Préparez votre voyage avec nos partenairesAu cœur de la Cappadoce
De Nevşehir, on ne verra pas grand-chose. Cette capitale provinciale, porte d’entrée de la Cappadoce, sert de gare de triage vers les principaux spots de la région. Sitôt sortis de l’avion, des servis (demandez votre transfert à votre hôtel) patrouillent dans les vallées anatoliennes pour décharger les visiteurs.
A 10 km de là, on sait à quoi s’attendre tant Göreme expose depuis des années sa trombine photogénique sur les réseaux sociaux. Pourtant, quand on y arrive, on se surprend encore… à être surpris. C’est comme si on débarquait dans le village des Schtroumpfs revisité par George Lucas, période Star Wars. Devant les nombreuses pensions troglodytes qui aménagent le moindre arpent de ce site très touristique, on peine à imaginer le passé rural de la ville.
À 15 minutes à pied du centre de la ville (1,5 km), le musée en plein air de Göreme (25TL), inscrit au Patrimoine mondial de l’Unesco depuis 1984, déploie un large complexe monastique byzantin datant des 10e, 11e et 12e siècles, taillé dans le tuf. S’il est amusant de se perdre dans les passages et les cavités enténébrées, on est saisi par la beauté des peintures rupestres de la Karanlık kilise, le clou de la visite, avec sa toute petite fenêtre qui plonge l’église dans une sombreur bienvenue pour la préservation des fresques.
C’est impressionné par la pétulance des couleurs et la solennité du Christ pantocrator, démultiplié comme des petits pains sur les parois, que l’on ressort de ce chef-d’œuvre de l’art byzantin. Parmi les 11 réfectoires, d’autres églises valent qu’on s’y attarde. L'église à la Boucle (Tokalı kilise), à l’extérieur du site, présente un Christ en croix sur fond bleu du plus bel effet.
L’église Sainte-Barbe (Azize Barbara kilisesi) noyée dans les tons ocres, exhibe sur ses voûtes d’intrigants glyphes. L'église au Serpent (Yılanlı kilise, avec saint Georges estourbissant le dragon) ou l'église à la Sandale (Çarıklı kilise, avec de belles fresques datant du 11e siècle) ne doivent pas être prises à la légère.
Vous remarquerez que les figures de nombreux saints ont été détruites.
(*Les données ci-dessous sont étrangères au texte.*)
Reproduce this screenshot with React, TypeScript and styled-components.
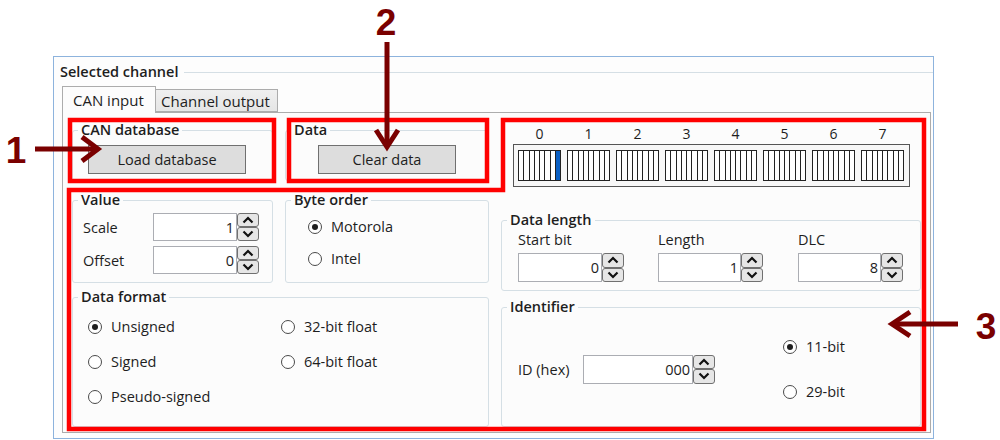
import React from "react";
import styled, { createGlobalStyle } from "styled-components";

const GlobalStyle = createGlobalStyle`
  html, body {
    margin: 0;
    padding: 0;
    background: #ffffff;
  }
  body {
    font-family: "Open Sans", "Noto Sans", sans-serif;
    font-size: 14.5px;
    color: #1e1e1e;
  }
`;

const Page = styled.div`
  position: relative;
  width: 1000px;
  height: 440px;
  box-sizing: border-box;
  padding: 56px 0 0 53px;
  overflow: hidden;
  background: #ffffff;
`;

const Window = styled.div`
  width: 881px;
  height: 383px;
  box-sizing: border-box;
  border: 1px solid #8db3dd;
  background: #fdfdfd;
  padding: 6px 2px 5px 6px;
  display: flex;
  flex-direction: column;
`;

const Header = styled.div`
  display: flex;
  align-items: center;
  gap: 6px;
  height: 18px;
  margin-right: -2px;
  font-weight: 600;
  line-height: 18px;
`;

const HeaderLine = styled.div`
  flex: 1;
  height: 1px;
  background: #d5dfe5;
`;

const Tabs = styled.div`
  flex: 1;
  display: flex;
  flex-direction: column;
  margin: 5px 0 0 2px;
  min-height: 0;
`;

const TabStrip = styled.div`
  display: flex;
  align-items: flex-end;
  height: 26px;
`;

const Tab = styled.div<{ $active?: boolean; $w: number }>`
  position: relative;
  z-index: ${p => (p.$active ? 2 : 1)};
  box-sizing: border-box;
  width: ${p => p.$w}px;
  height: ${p => (p.$active ? 27 : 23)}px;
  margin-bottom: ${p => (p.$active ? -1 : 0)}px;
  margin-left: ${p => (p.$active ? 0 : -1)}px;
  padding: ${p => (p.$active ? "3px 0 0 10px" : "1px 0 0 5px")};
  border: 1px solid #acacac;
  border-bottom: ${p => (p.$active ? "none" : "1px solid #acacac")};
  background: ${p => (p.$active ? "#fcfcfc" : "linear-gradient(#f0f0f0, #e5e5e5)")};
  font-size: 15px;
  line-height: 20px;
  white-space: nowrap;
`;

const Panel = styled.div`
  flex: 1;
  box-sizing: border-box;
  border: 1px solid #acacac;
  background: #fcfcfc;
  padding: 8px 9px 5px 9px;
  display: grid;
  grid-template-columns: 417px 420px;
  column-gap: 12px;
`;

const Column = styled.div`
  display: flex;
  flex-direction: column;
  min-height: 0;
`;

const Pair = styled.div<{ $gapTop?: number }>`
  display: grid;
  grid-template-columns: 201px 204px;
  column-gap: 12px;
  margin-top: ${p => p.$gapTop || 0}px;
`;

const Group = styled.fieldset<{ $grow?: boolean; $gapTop?: number }>`
  margin: ${p => p.$gapTop || 0}px 0 0 0;
  min-width: 0;
  padding: 0;
  box-sizing: border-box;
  border: 1px solid #d5dfe5;
  border-radius: 3px;
  display: flex;
  flex-direction: column;
  ${p => p.$grow && "flex: 1;"}
`;

const Legend = styled.legend`
  margin-left: 5px;
  padding: 0 3px;
  font-weight: 600;
  line-height: 18px;
  color: #1e1e1e;
`;

const ButtonBody = styled.div<{ $center?: boolean }>`
  display: flex;
  justify-content: ${p => (p.$center ? "center" : "flex-start")};
  padding: 6px 0 6px ${p => (p.$center ? 0 : 15)}px;
`;

const Button = styled.button<{ $w: number }>`
  width: ${p => p.$w}px;
  height: 29px;
  padding: 0;
  border: 1px solid #707070;
  background: #dddddd;
  font-family: inherit;
  font-size: 14.5px;
  color: #1e1e1e;
`;

const ValueBody = styled.div`
  display: grid;
  grid-template-columns: 70px auto;
  row-gap: 5px;
  align-items: center;
  padding: 4px 0 8px 10px;
`;

const RadioStack = styled.div<{ $gap: number }>`
  display: flex;
  flex-direction: column;
  gap: ${p => p.$gap}px;
`;

const OrderBody = styled(RadioStack)`
  padding: 9px 0 0 22px;
`;

const FormatBody = styled.div`
  display: grid;
  grid-template-columns: 193px auto;
  row-gap: 17px;
  align-content: start;
  padding: 12px 0 0 15px;
`;

const RadioRow = styled.label`
  display: flex;
  align-items: center;
  gap: 9px;
  height: 18px;
  line-height: 18px;
  white-space: nowrap;
`;

const RadioDot = styled.span<{ $on?: boolean }>`
  width: 14px;
  height: 14px;
  box-sizing: border-box;
  border: 1px solid #4a4a4a;
  border-radius: 50%;
  background: #ffffff;
  display: flex;
  align-items: center;
  justify-content: center;
  &::after {
    content: "";
    width: 6px;
    height: 6px;
    border-radius: 50%;
    background: ${p => (p.$on ? "#1e1e1e" : "transparent")};
  }
`;

const NumField = styled.div<{ $h: number }>`
  display: flex;
  height: ${p => p.$h}px;
`;

const NumInput = styled.input<{ $w: number }>`
  width: ${p => p.$w}px;
  box-sizing: border-box;
  margin: 0;
  padding: 0 2px 0 0;
  border: 1px solid #abadb3;
  background: #ffffff;
  text-align: right;
  font-family: inherit;
  font-size: 14.5px;
  color: #1e1e1e;
  outline: none;
`;

const Spinner = styled.div`
  display: flex;
  flex-direction: column;
  width: 22px;
`;

const SpinButton = styled.div`
  flex: 1;
  box-sizing: border-box;
  border: 1px solid #707070;
  border-radius: 3px;
  background: #e6e6e6;
  display: flex;
  align-items: center;
  justify-content: center;
`;

const BitLabels = styled.div`
  display: grid;
  grid-template-columns: repeat(8, 43px);
  column-gap: 6px;
  margin: 4px 0 0 17px;
  height: 18px;
  line-height: 18px;
  font-size: 14px;
  text-align: center;
`;

const BitFrame = styled.div`
  width: 397px;
  height: 43px;
  box-sizing: border-box;
  margin: 1px 0 0 12px;
  padding: 5px 4px;
  border: 1px solid #555555;
  background: #f7f7f7;
  display: grid;
  grid-template-columns: repeat(8, 43px);
  column-gap: 6px;
`;

const Byte = styled.div`
  display: flex;
  border: 1px solid #222222;
  background: #ffffff;
`;

const Bit = styled.div<{ $on?: boolean }>`
  flex: 1;
  border-right: 1px solid #222222;
  background: ${p => (p.$on ? "#0a5fc4" : "#ffffff")};
  &:last-child {
    border-right: none;
  }
`;

const LengthBody = styled.div`
  display: grid;
  grid-template-columns: repeat(3, 140px);
  padding: 2px 0 8px 16px;
`;

const Field = styled.div`
  display: flex;
  flex-direction: column;
  gap: 4px;
`;

const FieldLabel = styled.div`
  line-height: 18px;
`;

const IdBody = styled.div`
  flex: 1;
  display: flex;
  align-items: center;
  padding: 0 0 4px 16px;
`;

const IdLabel = styled.div`
  width: 65px;
`;

const IdRadios = styled(RadioStack)`
  margin-left: 68px;
`;

const Overlay = styled.svg`
  position: absolute;
  left: 0;
  top: 0;
  width: 1000px;
  height: 440px;
  pointer-events: none;
`;

const Chevron = ({ up }: { up?: boolean }) => (
  <svg width="12" height="8" viewBox="0 0 12 8">
    <path
      d={up ? "M1.5 6.5 L6 2 L10.5 6.5" : "M1.5 1.5 L6 6 L10.5 1.5"}
      fill="none"
      stroke="#111"
      strokeWidth="2.2"
    />
  </svg>
);

const Spin = ({ value, w, h = 29 }: { value: string; w: number; h?: number }) => (
  <NumField $h={h}>
    <NumInput $w={w} value={value} readOnly />
    <Spinner>
      <SpinButton>
        <Chevron up />
      </SpinButton>
      <SpinButton>
        <Chevron />
      </SpinButton>
    </Spinner>
  </NumField>
);

const Radio = ({ label, on }: { label: string; on?: boolean }) => (
  <RadioRow>
    <RadioDot $on={on} />
    {label}
  </RadioRow>
);

const bytes = [0, 1, 2, 3, 4, 5, 6, 7];

const App: React.FunctionComponent = () => {
  return (
    <Page>
      <GlobalStyle />
      <Window>
        <Header>
          Selected channel
          <HeaderLine />
        </Header>
        <Tabs>
          <TabStrip>
            <Tab $active $w={94}>
              CAN input
            </Tab>
            <Tab $w={123}>Channel output</Tab>
          </TabStrip>
          <Panel>
            <Column>
              <Pair>
                <Group>
                  <Legend>CAN database</Legend>
                  <ButtonBody>
                    <Button $w={158}>Load database</Button>
                  </ButtonBody>
                </Group>
                <Group>
                  <Legend>Data</Legend>
                  <ButtonBody $center>
                    <Button $w={138}>Clear data</Button>
                  </ButtonBody>
                </Group>
              </Pair>
              <Pair $gapTop={10}>
                <Group>
                  <Legend>Value</Legend>
                  <ValueBody>
                    <span>Scale</span>
                    <Spin value="1" w={84} h={28} />
                    <span>Offset</span>
                    <Spin value="0" w={84} h={28} />
                  </ValueBody>
                </Group>
                <Group>
                  <Legend>Byte order</Legend>
                  <OrderBody $gap={14}>
                    <Radio label="Motorola" on />
                    <Radio label="Intel" />
                  </OrderBody>
                </Group>
              </Pair>
              <Group $grow $gapTop={5}>
                <Legend>Data format</Legend>
                <FormatBody>
                  <Radio label="Unsigned" on />
                  <Radio label="32-bit float" />
                  <Radio label="Signed" />
                  <Radio label="64-bit float" />
                  <Radio label="Pseudo-signed" />
                </FormatBody>
              </Group>
            </Column>
            <Column>
              <BitLabels>
                {bytes.map(b => (
                  <span key={b}>{b}</span>
                ))}
              </BitLabels>
              <BitFrame>
                {bytes.map(b => (
                  <Byte key={b}>
                    {bytes.map(i => (
                      <Bit key={i} $on={b === 0 && i === 7} />
                    ))}
                  </Byte>
                ))}
              </BitFrame>
              <Group $gapTop={24}>
                <Legend>Data length</Legend>
                <LengthBody>
                  <Field>
                    <FieldLabel>Start bit</FieldLabel>
                    <Spin value="0" w={84} />
                  </Field>
                  <Field>
                    <FieldLabel>Length</FieldLabel>
                    <Spin value="1" w={83} />
                  </Field>
                  <Field>
                    <FieldLabel>DLC</FieldLabel>
                    <Spin value="8" w={83} />
                  </Field>
                </LengthBody>
              </Group>
              <Group $grow $gapTop={7}>
                <Legend>Identifier</Legend>
                <IdBody>
                  <IdLabel>ID (hex)</IdLabel>
                  <Spin value="000" w={110} />
                  <IdRadios $gap={27}>
                    <Radio label="11-bit" on />
                    <Radio label="29-bit" />
                  </IdRadios>
                </IdBody>
              </Group>
            </Column>
          </Panel>
        </Tabs>
      </Window>

      <Overlay viewBox="0 0 1000 440">
        <g fill="none" stroke="#ff0000" strokeWidth="4.5">
          <rect x="70" y="120" width="204" height="61" />
          <rect x="289" y="120" width="198" height="61" />
          <polygon points="503,120 924,120 924,429 69,429 69,190 503,190" />
        </g>
        <g fill="none" stroke="#7a0000" strokeWidth="5" strokeLinecap="butt">
          <line x1="35" y1="149" x2="96" y2="149" />
          <polyline points="82,137 98,149 82,161" />
          <line x1="387" y1="42" x2="387" y2="145" />
          <polyline points="376,130 387,147 398,130" />
          <line x1="958" y1="324" x2="894" y2="324" />
          <polyline points="910,312 892,324 910,336" />
        </g>
        <g
          fill="#7a0000"
          fontFamily="'Liberation Sans', Arial, sans-serif"
          fontWeight="700"
          fontSize="37"
          textAnchor="middle"
        >
          <text x="16" y="163">1</text>
          <text x="386" y="35">2</text>
          <text x="986" y="339">3</text>
        </g>
      </Overlay>
    </Page>
  );
};

export default App;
Lorsque l’Islam s’imposa dans la région, les musulmans griffonnèrent les visages des icônes, puis ce fut au tour des Grecs de graffiter les parois alors que le site était abandonné. Ce n’est pas trop de le repréciser, essayez d’arriver tôt ou en fin d’après-midi. Les églises sont vite prises d’assaut.
Situé à 10 km de Göreme sur la route d’Avanos, le musée en plein air de Zelve est encuvé dans trois vallées, évacuées en 1952 tandis que l’érosion du tuf menaçait les habitants (la population a alors été déplacée à Yeni Zelve, alias Nouvelle Zelve, aussi appelée Aktepe).
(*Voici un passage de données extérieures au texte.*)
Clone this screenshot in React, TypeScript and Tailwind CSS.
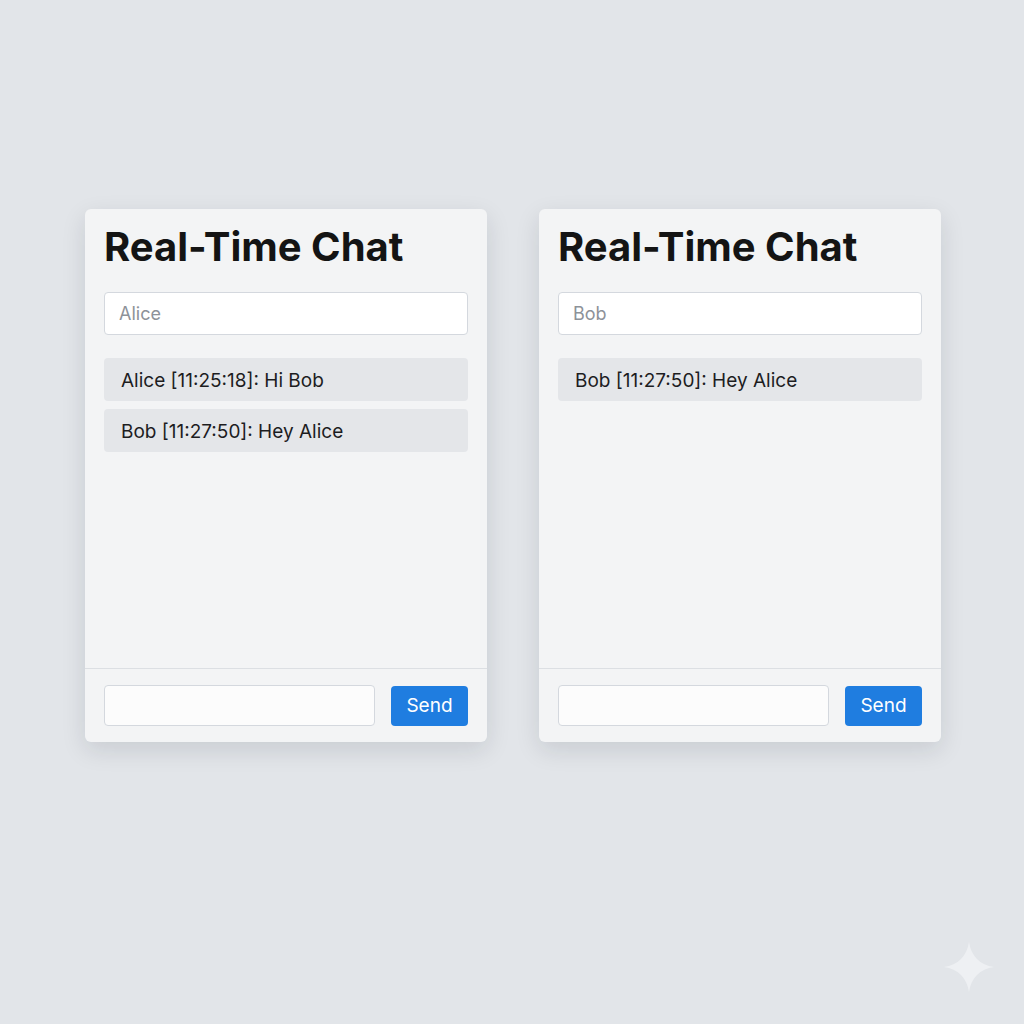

Aujourd’hui, cet ancien complexe monastique, qui fut l’un des plus importants entre les 9e et 13e siècles, vaut moins pour ses églises et sa mosquée que pour son panorama de pitons rocheux. Un chemin de randonnée sinue à travers les vallées. Comptez 2 h de marche énergique pour en venir à bout.
À 8 km de Göreme, se prélasse Avanos. La ville est réputée pour son marché du vendredi et pour ses potiers (un hommage statuaire à cette corporation trône sur la place principale) qui profitent des générosités argileuses du plus long fleuve turc, le Kizilirmak. En trimardant, vous apercevrez plusieurs ateliers de poterie, sachez que certains artisans perpétuent des techniques hittites vieilles de 4 000 ans.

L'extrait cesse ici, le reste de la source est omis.